There were days when letting go felt impossible. Not because I wanted to go back, but because I couldn’t imagine what life would feel like without him occupying so much of my mind.
So I stopped trying to force myself to move on. Instead, I simply kept living. I travelled with friends even when I didn’t feel like going. I cycled through London. I focused on my work and my boys. None of those things magically healed me. They simply gave my mind somewhere else to go. Looking back now, I think that was enough. Healing didn’t arrive all at once. It quietly found me while I was busy living my life.
When I got home, I called a friend and told her about the encounter. She said something I hadn’t thought about before.
“This conversation feels different. Six months ago, I would have worried about you. Today, I don’t.”
At first, I replied that I hadn’t felt anything when I saw him.
That wasn’t entirely true.
I noticed that he had lost weight. I noticed his voice. I noticed that he felt like a stranger.
The difference was not that I felt nothing. The difference was that I no longer felt pulled towards him. I no longer felt any guilt either.
Perhaps that is what moving on really looks like. It isn’t forgetting someone or pretending they never mattered. It is realising that they no longer occupy the space they once did because you have reclaimed it for yourself.

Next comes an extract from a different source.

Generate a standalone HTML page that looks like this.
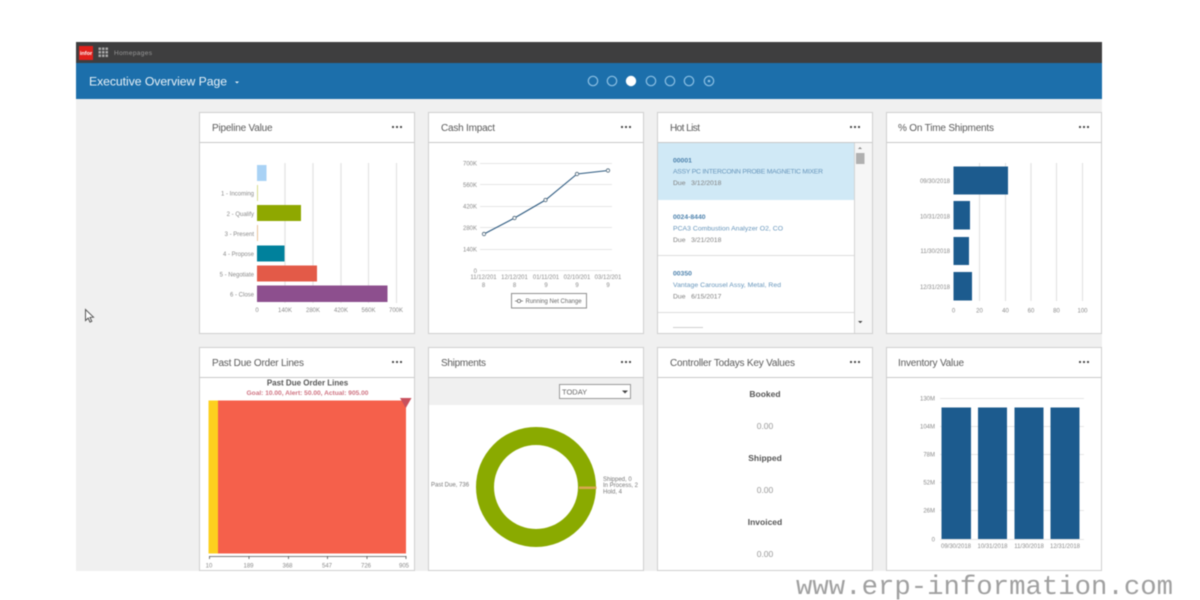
<!DOCTYPE html>
<html>
<head>
<meta charset="utf-8">
<style>
html,body{margin:0;padding:0;background:#fff;width:1200px;height:600px;overflow:hidden}
svg{display:block;position:absolute;left:0;top:0}
#m{filter:blur(.5px)}
text{font-family:"Liberation Sans",sans-serif}
.t{font-size:10px;fill:#5a5a5a}
.a{font-size:6px;fill:#8a8a8a}
.g{stroke:#e6e6e6;stroke-width:1}
.v{stroke:#e3e3e3;stroke-width:1.200}
</style>
</head>
<body>
<svg id="m" width="1200" height="600" viewBox="0 0 1200 600">
<rect x="76" y="42" width="1026" height="529" fill="#f0f0f0"/>
<rect x="76" y="42" width="1026" height="22" fill="#3e3e3f"/>
<rect x="76" y="63" width="1026" height="36" fill="#1c6fab"/>
<rect x="79" y="46" width="14" height="14" fill="#e0201b"/>
<text x="86" y="55" font-size="5.5" font-weight="bold" fill="#fff" text-anchor="middle">infor</text>
<g fill="#a8a8a8">
<rect x="98.500" y="47.500" width="2.500" height="2.500"/><rect x="102" y="47.500" width="2.500" height="2.500"/><rect x="105.500" y="47.500" width="2.500" height="2.500"/>
<rect x="98.500" y="51" width="2.500" height="2.500"/><rect x="102" y="51" width="2.500" height="2.500"/><rect x="105.500" y="51" width="2.500" height="2.500"/>
<rect x="98.500" y="54.500" width="2.500" height="2.500"/><rect x="102" y="54.500" width="2.500" height="2.500"/><rect x="105.500" y="54.500" width="2.500" height="2.500"/>
</g>
<text x="114" y="55" font-size="6.500" fill="#9a9a9a" textLength="38">Homepages</text>
<text x="89" y="85.500" font-size="12.200" fill="#e8f2f8" textLength="138">Executive Overview Page</text>
<path d="M235 81.500h4l-2 2z" fill="#e8f2f8"/>
<g fill="none" stroke="#8cc0e4" stroke-width="1.200">
<circle cx="593" cy="81" r="4.700"/><circle cx="612" cy="81" r="4.700"/><circle cx="651" cy="81" r="4.700"/><circle cx="670" cy="81" r="4.700"/><circle cx="689" cy="81" r="4.700"/><circle cx="709" cy="81" r="4.700"/>
</g>
<circle cx="709" cy="81" r="1.300" fill="#8cc0e4"/>
<circle cx="631" cy="81" r="5.200" fill="#fff"/>

<!-- cards -->
<g fill="#fff" stroke="#cfcfcf" stroke-width="1">
<rect x="199.500" y="112.500" width="215" height="221"/>
<rect x="428.500" y="112.500" width="215" height="221"/>
<rect x="657.500" y="112.500" width="215" height="221"/>
<rect x="886.500" y="112.500" width="215" height="221"/>
<rect x="199.500" y="347.500" width="215" height="223"/>
<rect x="428.500" y="347.500" width="215" height="223"/>
<rect x="657.500" y="347.500" width="215" height="223"/>
<rect x="886.500" y="347.500" width="215" height="223"/>
</g>
<g stroke="#c8c8c8" stroke-width="1">
<path d="M200 142.500h214M429 142.500h214M658 142.500h214M887 142.500h214M200 377.500h214M429 377.500h214M658 377.500h214M887 377.500h214"/>
</g>
<text class="t" x="212" y="131" textLength="60.500">Pipeline Value</text>
<text class="t" x="441" y="131" textLength="54">Cash Impact</text>
<text class="t" x="670" y="131" textLength="30">Hot List</text>
<text class="t" x="898" y="131" textLength="96">% On Time Shipments</text>
<text class="t" x="212" y="366" textLength="92">Past Due Order Lines</text>
<text class="t" x="441" y="366" textLength="45">Shipments</text>
<text class="t" x="670" y="366" textLength="125">Controller Todays Key Values</text>
<text class="t" x="898" y="366" textLength="66">Inventory Value</text>
<g fill="#444">
<circle cx="393" cy="127" r="1.100"/><circle cx="397" cy="127" r="1.100"/><circle cx="401" cy="127" r="1.100"/>
<circle cx="622" cy="127" r="1.100"/><circle cx="626" cy="127" r="1.100"/><circle cx="630" cy="127" r="1.100"/>
<circle cx="851" cy="127" r="1.100"/><circle cx="855" cy="127" r="1.100"/><circle cx="859" cy="127" r="1.100"/>
<circle cx="1080" cy="127" r="1.100"/><circle cx="1084" cy="127" r="1.100"/><circle cx="1088" cy="127" r="1.100"/>
<circle cx="393" cy="362" r="1.100"/><circle cx="397" cy="362" r="1.100"/><circle cx="401" cy="362" r="1.100"/>
<circle cx="622" cy="362" r="1.100"/><circle cx="626" cy="362" r="1.100"/><circle cx="630" cy="362" r="1.100"/>
<circle cx="851" cy="362" r="1.100"/><circle cx="855" cy="362" r="1.100"/><circle cx="859" cy="362" r="1.100"/>
<circle cx="1080" cy="362" r="1.100"/><circle cx="1084" cy="362" r="1.100"/><circle cx="1088" cy="362" r="1.100"/>
</g>

<!-- pipeline -->
<path class="v" d="M285 163v140M313 163v140M341 163v140M368.500 163v140M396.500 163v140"/>
<rect x="257" y="165" width="9.500" height="16" fill="#a9d2f5"/>
<rect x="257" y="185" width="1" height="16" fill="#d8dc8c"/>
<rect x="257" y="205" width="44" height="16" fill="#8fa800"/>
<rect x="257" y="225" width="1" height="16" fill="#e8c49a"/>
<rect x="257" y="245.500" width="27.500" height="16" fill="#00819c"/>
<rect x="257" y="265.500" width="60" height="16" fill="#e35a48"/>
<rect x="257" y="285.500" width="130.500" height="16.500" fill="#8d4f8e"/>
<g class="a" text-anchor="end">
<text x="254" y="195.500">1 - Incoming</text><text x="254" y="216">2 - Qualify</text><text x="254" y="236">3 - Present</text><text x="254" y="256">4 - Propose</text><text x="254" y="276.500">5 - Negotiate</text><text x="254" y="296.500">6 - Close</text>
</g>
<g class="a" text-anchor="middle">
<text x="257" y="312">0</text><text x="285" y="312">140K</text><text x="313" y="312">280K</text><text x="341" y="312">420K</text><text x="368.500" y="312">560K</text><text x="396" y="312">700K</text>
</g>

<!-- cash -->
<path class="g" d="M480 163.500h132M480 184.500h132M480 206.500h132M480 227.500h132M480 249.500h132M480 270.500h132"/>
<path d="M484 234L514.500 218L545.500 200L577 174L608 170.500" fill="none" stroke="#2d5a80" stroke-width="1.100"/>
<g fill="#fff" stroke="#4a6478" stroke-width=".8">
<circle cx="484" cy="234" r="1.700"/><circle cx="514.500" cy="218" r="1.700"/><circle cx="545.500" cy="200" r="1.700"/><circle cx="577" cy="174" r="1.700"/><circle cx="608" cy="170.500" r="1.700"/>
</g>
<g class="a" text-anchor="end">
<text x="477" y="165.500">700K</text><text x="477" y="187">560K</text><text x="477" y="208.500">420K</text><text x="477" y="230">280K</text><text x="477" y="251.500">140K</text><text x="477" y="273">0</text>
</g>
<g class="a" text-anchor="middle">
<text x="483.500" y="279">11/12/201</text><text x="483.500" y="287">8</text>
<text x="514.500" y="279">12/12/201</text><text x="514.500" y="287">8</text>
<text x="546" y="279">01/11/201</text><text x="546" y="287">9</text>
<text x="577" y="279">02/10/201</text><text x="577" y="287">9</text>
<text x="608" y="279">03/12/201</text><text x="608" y="287">9</text>
</g>
<rect x="511.500" y="293.500" width="75" height="14.500" fill="#fff" stroke="#8f8f8f"/>
<path d="M515 301h8" stroke="#666" stroke-width=".7"/><circle cx="519" cy="301" r="1.700" fill="#fff" stroke="#555" stroke-width=".7"/>
<text x="525.500" y="303" font-size="6" fill="#666">Running Net Change</text>

<!-- hot list -->
<rect x="658" y="143" width="197" height="57" fill="#d0e9f6"/>
<path d="M658 255.500h197M658 312.500h197" stroke="#dcdcdc"/>
<rect x="855" y="143" width="17" height="190" fill="#f6f6f6"/>
<path d="M854.500 143v190" stroke="#d4d4d4"/>
<rect x="856" y="153" width="8.500" height="11" fill="#b0b0b0"/>
<path d="M858 149l2-2 2 2z" fill="#888"/><path d="M858 321h4.500l-2.200 2.200z" fill="#444"/>
<g font-size="6.800">
<text x="673" y="162.500" font-weight="bold" fill="#4d82ad">00001</text>
<text x="673" y="173.500" fill="#6695bb" textLength="150">ASSY PC INTERCONN PROBE MAGNETIC MIXER</text>
<text x="673" y="185" fill="#808080">Due&#160;&#160;&#160;3/12/2018</text>
<text x="673" y="219" font-weight="bold" fill="#4d82ad">0024-8440</text>
<text x="673" y="230.500" fill="#6695bb" textLength="110">PCA3 Combustion Analyzer O2, CO</text>
<text x="673" y="242" fill="#808080">Due&#160;&#160;&#160;3/21/2018</text>
<text x="673" y="275.500" font-weight="bold" fill="#4d82ad">00350</text>
<text x="673" y="287" fill="#6695bb" textLength="108">Vantage Carousel Assy, Metal, Red</text>
<text x="673" y="298.500" fill="#808080">Due&#160;&#160;&#160;6/15/2017</text>
</g>
<rect x="673" y="327" width="30" height="1" fill="#cfcfcf"/>

<!-- on time -->
<path class="v" d="M979.500 163v138M1005.500 163v138M1031 163v138M1056.500 163v138M1082.500 163v138"/>
<g fill="#1c5b8e">
<rect x="953.500" y="166.500" width="54.500" height="28"/><rect x="953.500" y="201" width="16.500" height="28.500"/><rect x="953.500" y="237" width="15.500" height="28"/><rect x="953.500" y="272" width="18.500" height="28.500"/>
</g>
<g class="a" text-anchor="end">
<text x="950" y="183">09/30/2018</text><text x="950" y="218.500">10/31/2018</text><text x="950" y="253">11/30/2018</text><text x="950" y="289">12/31/2018</text>
</g>
<g class="a" text-anchor="middle">
<text x="953.500" y="312.500">0</text><text x="979.500" y="312.500">20</text><text x="1005.500" y="312.500">40</text><text x="1031" y="312.500">60</text><text x="1056.500" y="312.500">80</text><text x="1082.500" y="312.500">100</text>
</g>

<!-- past due -->
<text x="307.500" y="385.500" font-size="8" font-weight="bold" fill="#555" text-anchor="middle">Past Due Order Lines</text>
<text x="307.500" y="395" font-size="6.600" font-weight="bold" fill="#cf7482" text-anchor="middle">Goal: 10.00, Alert: 50.00, Actual: 905.00</text>
<rect x="208.500" y="400.500" width="10" height="153" fill="#fdd01f"/>
<rect x="218" y="400.500" width="188" height="153" fill="#f5604b"/>
<path d="M400 398h11.500l-5.700 10z" fill="#c8505c"/>
<path d="M209.500 556.500h197M209.500 556v3M249 556v3M288.500 556v3M327.500 556v3M367 556v3M406 556v3" stroke="#555" fill="none" stroke-width=".8"/>
<g class="a" text-anchor="middle">
<text x="209" y="567.500">10</text><text x="248.500" y="567.500">189</text><text x="287.500" y="567.500">368</text><text x="327" y="567.500">547</text><text x="366" y="567.500">726</text><text x="404" y="567.500">905</text>
</g>

<!-- shipments -->
<rect x="429" y="378" width="214" height="27" fill="#f0f0f0"/>
<rect x="559.500" y="384.500" width="71" height="14" fill="#fff" stroke="#9a9a9a"/>
<text x="562" y="394.500" font-size="7.500" fill="#666">TODAY</text>
<path d="M622 390.500h6l-3 3z" fill="#444"/>
<circle cx="536" cy="487" r="51" fill="none" stroke="#8aaa00" stroke-width="18"/>
<rect x="579" y="486.500" width="17.500" height="2.500" fill="#d8a850"/>
<g font-size="6" fill="#777">
<text x="431" y="486.500">Past Due, 736</text>
<text x="603" y="481">Shipped, 0</text><text x="603" y="487">In Process, 2</text><text x="603" y="493.500">Hold, 4</text>
</g>

<!-- controller -->
<g font-size="8.500" font-weight="bold" fill="#555" text-anchor="middle">
<text x="765" y="397">Booked</text><text x="765" y="461">Shipped</text><text x="765" y="525">Invoiced</text>
</g>
<g font-size="8.500" fill="#999" text-anchor="middle">
<text x="765" y="429">0.00</text><text x="765" y="493">0.00</text><text x="765" y="557">0.00</text>
</g>

<!-- inventory -->
<path class="g" d="M940 398.500h144M940 426.500h144M940 454.500h144M940 482.500h144M940 510.500h144M940 539.500h144"/>
<g fill="#1c5b8e">
<rect x="941.500" y="407.500" width="29.500" height="131.500"/><rect x="978" y="407.500" width="29" height="131.500"/><rect x="1014.500" y="407.500" width="29" height="131.500"/><rect x="1050.500" y="407.500" width="29" height="131.500"/>
</g>
<g class="a" text-anchor="end">
<text x="935" y="400.500">130M</text><text x="935" y="428.500">104M</text><text x="935" y="456.500">78M</text><text x="935" y="484.500">52M</text><text x="935" y="512.500">26M</text><text x="935" y="541.500">0</text>
</g>
<g class="a" text-anchor="middle">
<text x="956" y="548">09/30/2018</text><text x="992.500" y="548">10/31/2018</text><text x="1029" y="548">11/30/2018</text><text x="1065" y="548">12/31/2018</text>
</g>

<!-- cursor -->
<path d="M85.500 309.500v11l2.700-2.400 1.800 4 1.800-.8-1.800-3.900 3.500-.2z" fill="#fff" stroke="#555" stroke-width="1"/>

<!-- watermark -->
<text x="796" y="594" font-size="27" fill="#a0a0a0" textLength="377" lengthAdjust="spacingAndGlyphs" style="font-family:'Liberation Mono',monospace">www.erp-information.com</text>
</svg>
</body>
</html>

As I carried on with my walk through the London heat, I realised that I hadn’t just run into my ex. I had finally run into the calmer, more peaceful version of myself, who had quietly found her way home.
As I was writing this, Toast by Koffee was playing quietly in the background. I hadn’t chosen it because I was writing about this encounter. It simply happened to become the soundtrack to the afternoon.
As the essay came to an end, I realised that the song and the story shared something important. They are both, in their own way, about gratitude.
For a long time, I thought moving on meant forgetting, or reaching a point where the past no longer mattered. I don’t think that anymore.
Today, I feel grateful.
Grateful that our paths crossed when they did. Grateful for the happiness we shared, however brief. Grateful for the difficult moments that forced me to ask questions I had never asked myself before. Grateful for everything I learnt about love, loss, boundaries, forgiveness and, perhaps most importantly, about myself.
Without that chapter, I might never have travelled as much as I did. I might never have discovered how much peace there is in simply living my own life, one ordinary day at a time.
Our journeys continue now, separately, as they should. I genuinely hope they are both good ones.
Some people walk beside us for a lifetime. Others accompany us for only a small part of the journey, leaving us changed in ways we could never have imagined.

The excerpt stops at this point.